We have also been asked to check the court warrant or summons that the police officer should ideally be carrying while ferrying back inmates to the prison, prison official added.
A jail official said that normally the security tends to be relaxed when a police official is entering along with a prisoner as no one expects an officer to create any problem inside prisons. However, after this particular incident, when the accused entered the prison in the garb of police officers, we want to ensure that no such loophole can be exploited in prisons across Maharashtra that have inmates alleged to be linked with terror cases.

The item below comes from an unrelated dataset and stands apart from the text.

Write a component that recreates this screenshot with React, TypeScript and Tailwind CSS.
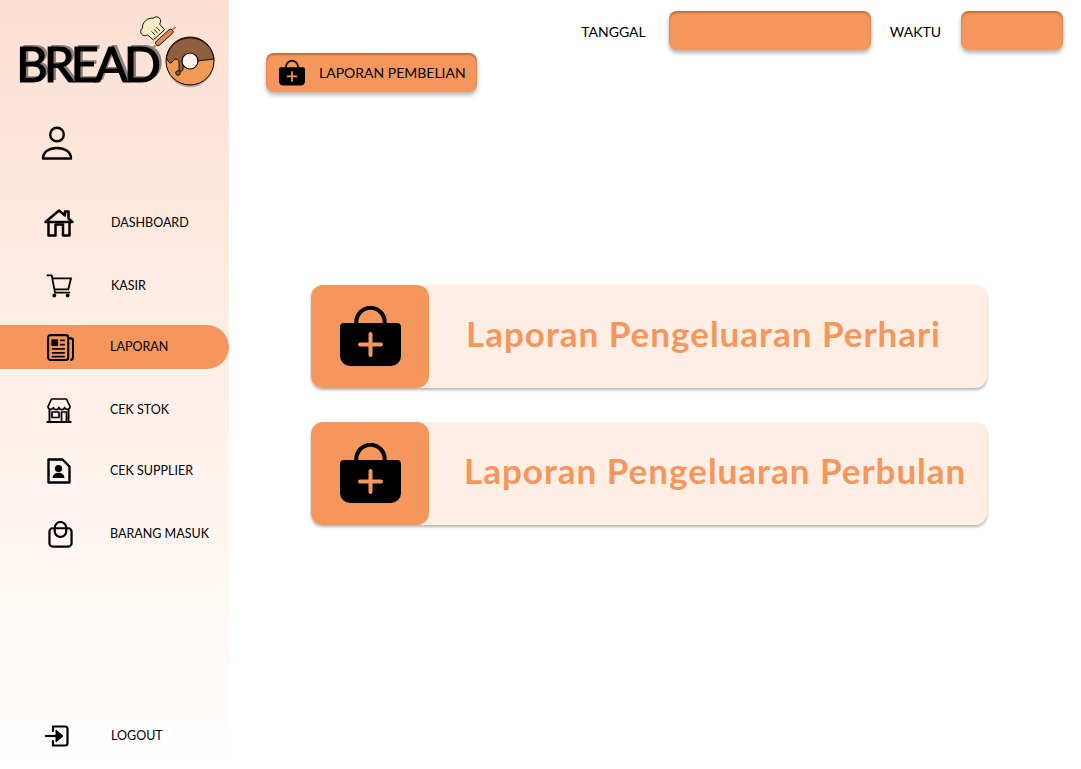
import React from 'react';

const BagPlus = ({ className, plus = '#f5975d' }: { className?: string; plus?: string }) => (
  <svg viewBox="0 0 61 61" className={className}>
    <path d="M16.300 18v-2a14.200 14.200 0 0 1 28.400 0v2" fill="none" stroke="#000" strokeWidth="4" />
    <path d="M4 17h53a4 4 0 0 1 4 4v29a10 10 0 0 1-10 10H10A10 10 0 0 1 0 50V21a4 4 0 0 1 4-4z" fill="#000" />
    <path d="M30.500 28v21M20 38.500h21" stroke={plus} strokeWidth="4" strokeLinecap="round" />
  </svg>
);

const UserIcon = () => (
  <svg viewBox="0 0 32 34" className="h-[34px] w-[32px]" fill="none" stroke="#000" strokeWidth="2.400">
    <circle cx="16" cy="8.500" r="6.800" />
    <path d="M2 32.500c0-6.500 6-10.500 14-10.500s14 4 14 10.500z" strokeLinejoin="round" />
  </svg>
);

const HomeIcon = () => (
  <svg viewBox="0 0 30 28" className="h-[28px] w-[30px]" fill="none" stroke="#000" strokeWidth="2.500" strokeLinejoin="round">
    <path d="M1.500 13 15 1.500l6 5V2.500h3.500v7l4 3.500z" />
    <path d="M4.500 13v13.500h7v-11h7.500v11h6.500V13" />
  </svg>
);

const CartIcon = () => (
  <svg viewBox="0 0 26 24" className="h-[24px] w-[26px]" fill="none" stroke="#000" strokeWidth="1.800">
    <path d="M0.700 1.300H5.700L9 18.700H24" />
    <path d="M6.300 4.300H25L22.300 15.300H8.500" />
    <circle cx="8.300" cy="21.500" r="1.900" fill="#000" stroke="none" />
    <circle cx="21.700" cy="21.500" r="1.900" fill="#000" stroke="none" />
  </svg>
);

const NewsIcon = () => (
  <svg viewBox="0 0 28 28" className="h-[27px] w-[27px]" fill="none" stroke="#000" strokeWidth="2.200" strokeLinejoin="round">
    <path d="M22 4.500h3a2 2 0 0 1 2 2V24a3 3 0 0 1-3 3" />
    <rect x="1.200" y="1.200" width="20.800" height="25.800" rx="2.500" />
    <rect x="5" y="6" width="6" height="6" fill="#000" strokeWidth="1" />
    <path d="M13.500 6.500h5M13.500 11h5M5 15.500h13.500M5 19.500h13.500M5 23.500h13.500" strokeWidth="1.800" />
  </svg>
);

const StoreIcon = () => (
  <svg viewBox="0 0 26 25" className="h-[25px] w-[26px]" fill="none" stroke="#000" strokeWidth="1.700" strokeLinejoin="round">
    <path d="M5.500 1h15l3.500 7.500a2.800 2.800 0 0 1-5.400 1 2.900 2.900 0 0 1-5.600 0 2.900 2.900 0 0 1-5.600 0 2.800 2.800 0 0 1-5.400-1z" />
    <path d="M3.500 11v12.500M22.500 11v12.500M0.500 24h25" strokeWidth="2" />
    <rect x="6" y="14" width="7" height="5.500" />
    <path d="M15.500 24V14h5v10" />
  </svg>
);

const SupplierIcon = () => (
  <svg viewBox="0 0 24 26" className="h-[26px] w-[24px]" fill="none">
    <path d="M1.500 1.500h14l7 7v16h-21z" stroke="#000" strokeWidth="2.400" strokeLinejoin="round" />
    <circle cx="11.500" cy="10.500" r="3.600" fill="#000" />
    <path d="M5.500 20c.4-3.600 3-5.200 6-5.200s5.600 1.600 6 5.200z" fill="#000" />
  </svg>
);

const BagIcon = () => (
  <svg viewBox="0 0 26 28" className="h-[27px] w-[25px]" fill="none" stroke="#000" strokeWidth="2.300">
    <rect x="1.500" y="7.500" width="23" height="19" rx="3.500" />
    <path d="M7 8V7a6 6 0 0 1 12 0v1" />
    <path d="M7 8v2.500a6 6 0 0 0 12 0V8" />
  </svg>
);

const LogoutIcon = () => (
  <svg viewBox="0 0 24 22" className="h-[22px] w-[24px]" fill="none" stroke="#000">
    <path d="M8 1.500h12a2.500 2.500 0 0 1 2.500 2.500v14a2.500 2.500 0 0 1-2.500 2.500H8V16M8 6V1.500" strokeWidth="2.200" strokeLinecap="round" />
    <path d="M0 11h12" strokeWidth="2.200" />
    <path d="M11 5l7 6-7 6z" fill="#000" strokeWidth="1" />
  </svg>
);

// hat, rolling pin and doughnut are one drawing
const LogoArt = () => (
  <svg viewBox="0 0 76 76" className="h-[76px] w-[76px] shrink-0 overflow-visible">
    <g stroke="#000" strokeWidth="0.800">
      <g transform="translate(-3 5) rotate(-42 16 14) scale(1.080)">
        <path d="M8 13c-5-1-5-8 1-8 2-4 11-4 13 0 6 0 6 7 1 8v7H9z" fill="#f2eec6" />
        <path d="M13 13v5M16 13v5M19 13v5" fill="none" strokeWidth="0.700" />
      </g>
      <g transform="translate(-3 0) rotate(-42 27 26)">
        <path d="M15 26.500h-3M39 26.500h3" stroke="#c9793f" strokeWidth="2" />
        <rect x="16" y="24" width="22" height="5" rx="2.500" fill="#dc8a4a" />
      </g>
    </g>
    <circle cx="50" cy="51.500" r="23.500" fill="#000" opacity="0.250" transform="translate(0 1.500)" />
    <circle cx="50" cy="50" r="24" fill="#ee9a55" stroke="#000" strokeWidth="1" />
    <path d="M26.500 47A24 24 0 0 1 74 48l-13 1.500c-2 0-3 1.500-4.500 1.500-5 1-9-1-12-2-1 0-1.500 1-1.500 3v6c0 3-4 3-4 0v-6c0-2-1-4-3-4-2-.5-4 4-5 4-2 0-3-2-4.500-5z" fill="#8f5f3f" stroke="#000" strokeWidth="0.900" />
    <circle cx="50" cy="50" r="8" fill="#fdf3ea" stroke="#000" strokeWidth="1.200" />
    <circle cx="38" cy="62" r="2.300" fill="#8f5f3f" stroke="#000" strokeWidth="0.900" />
  </svg>
);

const navItems = [
  { label: 'DASHBOARD', icon: <HomeIcon />, row: 'mt-0 pl-[44px]', text: 'ml-[37px]' },
  { label: 'KASIR', icon: <CartIcon />, row: 'mt-[19px] pl-[44px]', text: 'ml-[37px]' },
  { label: 'LAPORAN', icon: <NewsIcon />, row: 'mt-[17px] pl-[45px] bg-[#f5975d] rounded-r-[22px]', text: 'ml-[35px]' },
  { label: 'CEK STOK', icon: <StoreIcon />, row: 'mt-[19px] pl-[44px]', text: 'ml-[36px]' },
  { label: 'CEK SUPPLIER', icon: <SupplierIcon />, row: 'mt-[17px] pl-[44px]', text: 'ml-[36px]' },
  { label: 'BARANG MASUK', icon: <BagIcon />, row: 'mt-[19px] pl-[45px]', text: 'ml-[35px]' },
];

const reports = [
  { label: 'Laporan Pengeluaran Perhari', text: 'ml-[37px]' },
  { label: 'Laporan Pengeluaran Perbulan', text: 'ml-[35px]' },
];

const boxShadow = 'shadow-[inset_0_2px_2px_rgba(120,60,20,0.45),0_3px_4px_rgba(0,0,0,0.3)]';

export default function App() {
  return (
    <div className="flex h-[769px] w-[1081px] overflow-hidden bg-white font-['Lato','Noto_Sans',sans-serif] text-black">
      <aside className="flex w-[229px] shrink-0 flex-col bg-gradient-to-b from-[#fde0d2] to-white">
        <div className="flex h-[90px] pl-[16px] pt-[11px]">
          <span className="mt-[30px] h-[44px] w-[124px] text-[49px] font-normal leading-[44px] tracking-[-4px] [-webkit-text-stroke:1.200px_#000] [text-shadow:3px_-2px_0_#8a7f79]">
            BREAD
          </span>
          <LogoArt />
        </div>
        <div className="mt-[36px] pl-[41px]">
          <UserIcon />
        </div>
        <nav className="mt-[41px] flex flex-col">
          {navItems.map((item) => (
            <div key={item.label} className={`flex h-[44px] items-center ${item.row}`}>
              <span className="flex w-[30px] justify-center">{item.icon}</span>
              <span className={`${item.text} text-[12.500px]`}>{item.label}</span>
            </div>
          ))}
        </nav>
        <div className="mt-auto mb-[11px] flex h-[44px] items-center pl-[45px]">
          <LogoutIcon />
          <span className="ml-[42px] text-[12.500px]">LOGOUT</span>
        </div>
      </aside>

      <main className="flex min-w-0 flex-1 flex-col">
        <header className="flex items-center justify-end pr-[18px] pt-[11px]">
          <span className="pt-px text-[14px]">TANGGAL</span>
          <div className={`ml-[23px] h-[39px] w-[202px] rounded-lg bg-[#f5975d] ${boxShadow}`} />
          <span className="ml-[19px] pt-px text-[14px]">WAKTU</span>
          <div className={`ml-[20px] h-[39px] w-[102px] rounded-lg bg-[#f5975d] ${boxShadow}`} />
        </header>

        <button className={`ml-[37px] mt-[3px] flex h-[39px] w-[211px] items-center rounded-lg bg-[#f5975d] pl-[13px] ${boxShadow}`}>
          <BagPlus className="h-[26px] w-[26px]" />
          <span className="ml-[14px] text-[14px]">LAPORAN PEMBELIAN</span>
        </button>

        <section className="ml-[82px] mt-[193px] flex w-[676px] flex-col gap-[34px]">
          {reports.map((report) => (
            <div key={report.label} className="flex h-[103px] items-center rounded-xl bg-[#ffeee4] shadow-[0_2px_3px_rgba(0,0,0,0.3)]">
              <div className="flex h-full w-[118px] items-center justify-center rounded-xl bg-[#f5975d]">
                <BagPlus className="h-[61px] w-[61px]" />
              </div>
              <span className={`${report.text} mb-[7px] whitespace-nowrap text-[35px] font-bold tracking-[1px] text-[#f5975d]`}>{report.label}</span>
            </div>
          ))}
        </section>
      </main>
    </div>
  );
}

“We want to ensure that no one can take the advantage of police uniform to illegally gain entry into the prisons,” Upadhyay told The Indian Express. Apart from this method, there are several other measures that too have been recommended in the circular. One of the measures that has been mentioned is to ask the local police to have a layer of security outside prisons, within their jurisdiction, in order to prevent any Punjab jailbreak type situation in future.
“Normally jails have prison guards — a unit separate from the local police — who help secure the premises with police officials ferrying prisoners in and out of the prisons. However, prison guards are not as well trained or armed as the police officers in case of an armed attack. In case there is an attack from an armed group, an extra layer of security in the form of the local police would be required to neutralise the attack,” a jail official said.
Prisons across Maharashtra had been on high alert since the beginning of November after a jailbreak in Bhopal by inmates belonging to banned outfit of Student Islamic Movement of India (SIMI). “Ever since the incident, we have already been on alert and checking the number of accused suspected to be belonging to terror organisations and linked to gangsters. Now few more guidelines have been received ever since the Punjab incident,” a prison official said.